University of Virginia Library

Biographical note



Lady Mary Wroth, "daughter to the right noble Robert, Earl of Leicester, and niece to the ever famous and renowned Sir Philip Sidney...and to the most excellent Lady Mary, Countess of Pembroke"[1], was born in 1586 or 1587.[2] She was often in the home of her namesake, Mary Sidney Herbert, where she had access to classical and humanist literature and the unpublished works of various Sidneys, including probably the Old Arcadia. Throughout much of young Mary's childhood, Robert Sidney was in charge of the English garrison at Flushing, in the Netherlands, and was able to see the family only at infrequent intervals. Upon the death of Queen Elizabeth, he began a rapid rise at Court, being created Baron Sidney of Penshurst by King James. Thereafter the family was frequently seen at Court, and Mary, now a young woman, became an active participant in Court doings about 1604. She participated in Court Masques before Queen Anne, one of which was Ben Jonson's The Masque of Blackness, which was designed by Inigo Jones. Jonson took an interest in Mary Sidney's writing, as did a number of other poets of the time, including George Chapman. Jonson dedicated The Alchemist to Mary, and wrote of her that her sonnets made him "a better lover and a much better Poet" [3].

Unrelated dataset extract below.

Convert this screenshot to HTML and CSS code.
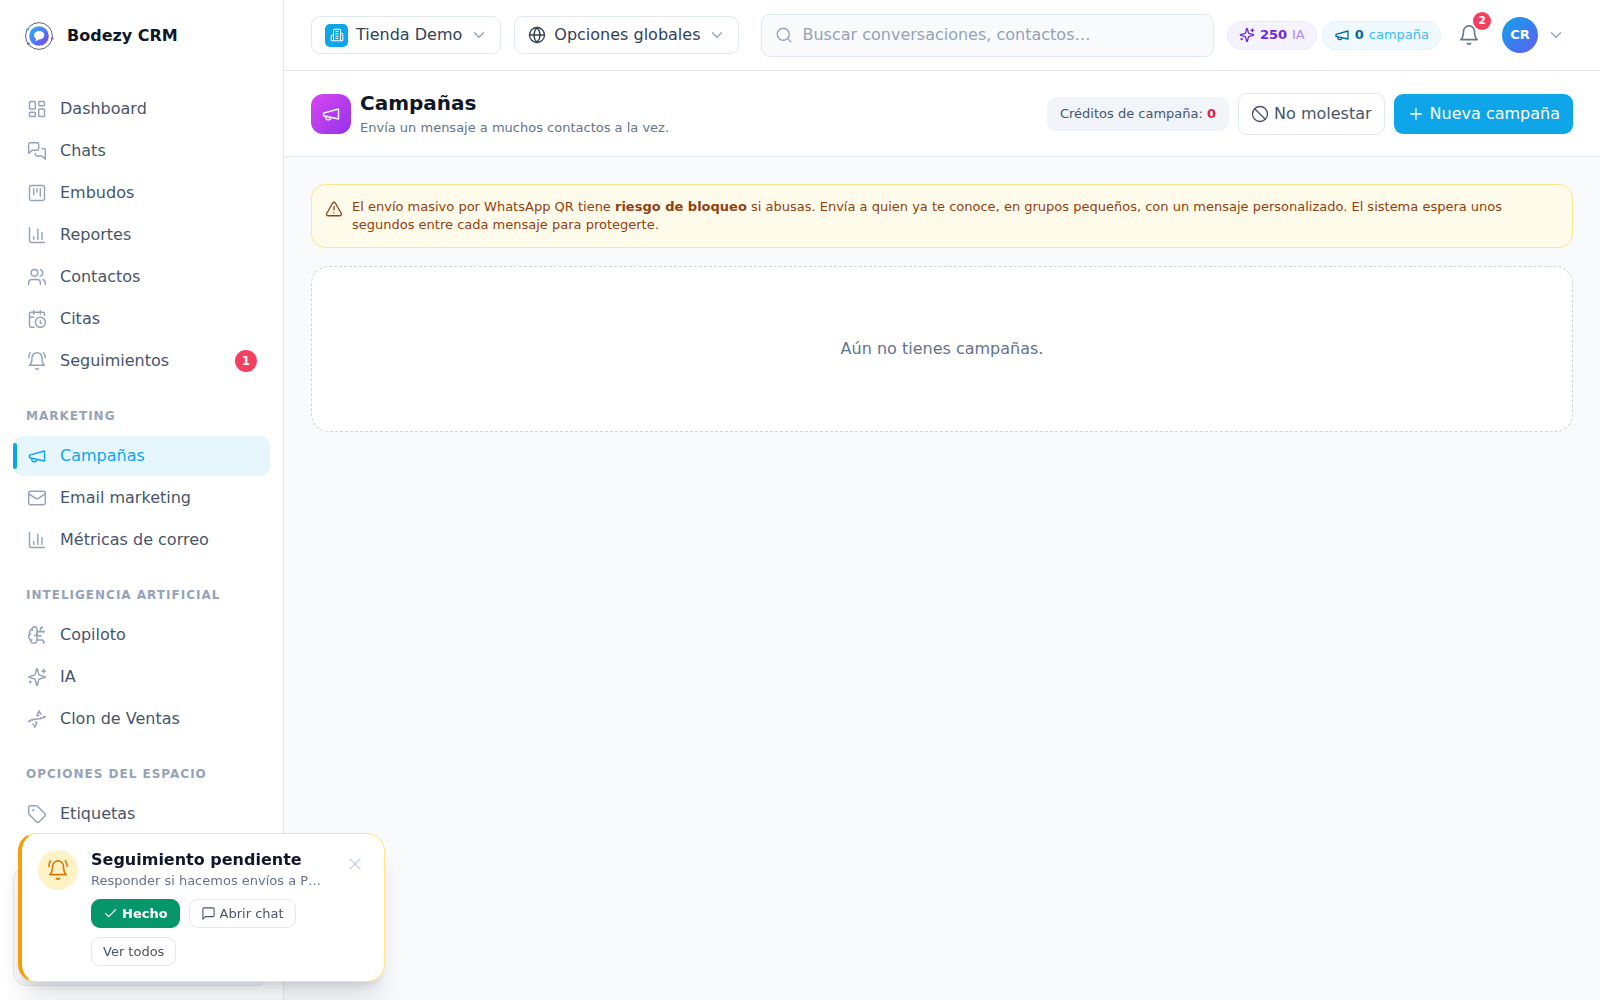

Mary Sidney was married in 1604 to Sir Robert Wroth. The match apparently was not a happy one [4]. Her husband ran up massive debts and died in 1614, leaving the young widow to apply to the King for relief from her creditors. She had one child from her marriage, who died at about the age of two, and two "natural" children whose father was William Herbert, Earl of Pembroke, her first cousin and very probably the person in her life for whom Amphilanthus is a persona.

Lady Mary Wroth's prose romance The Countesse of Mountgomeries Urania appeared in 1621, perhaps in a bid for income from writing. The first ever long fiction work by an Englishwoman, it recounts the adventures of Pamphilia, Queen of Pamphilia, and her lover Amphilanthus, interspersing many incidental stories of women disappointed in love, particularly as a result of their being married by their families to the wrong man. Some of the stories appear to have been based on intrigues in the Court of King James; as a consequence Lady Mary was ordered to withdraw the book from sale and it was never reprinted. A second volume may have been planned, as the story is continued in manuscript but remains unfinished. The sonnet cycle presented in the present etext edition, Pamphilia to Amphilanthus, appears at the end of the Urania under separate pagination but clearly intended to be read as written by the fictional persona of Pamphilia. An unpublished pastoral drama, Loues Victorie, comprises the remainder of Wroth's known work. The scandal over the publication of the Urania seems to have permanently discredited Lady Mary Wroth at Court, and almost nothing is known of her later years. She never remarried, and died about 1651-3.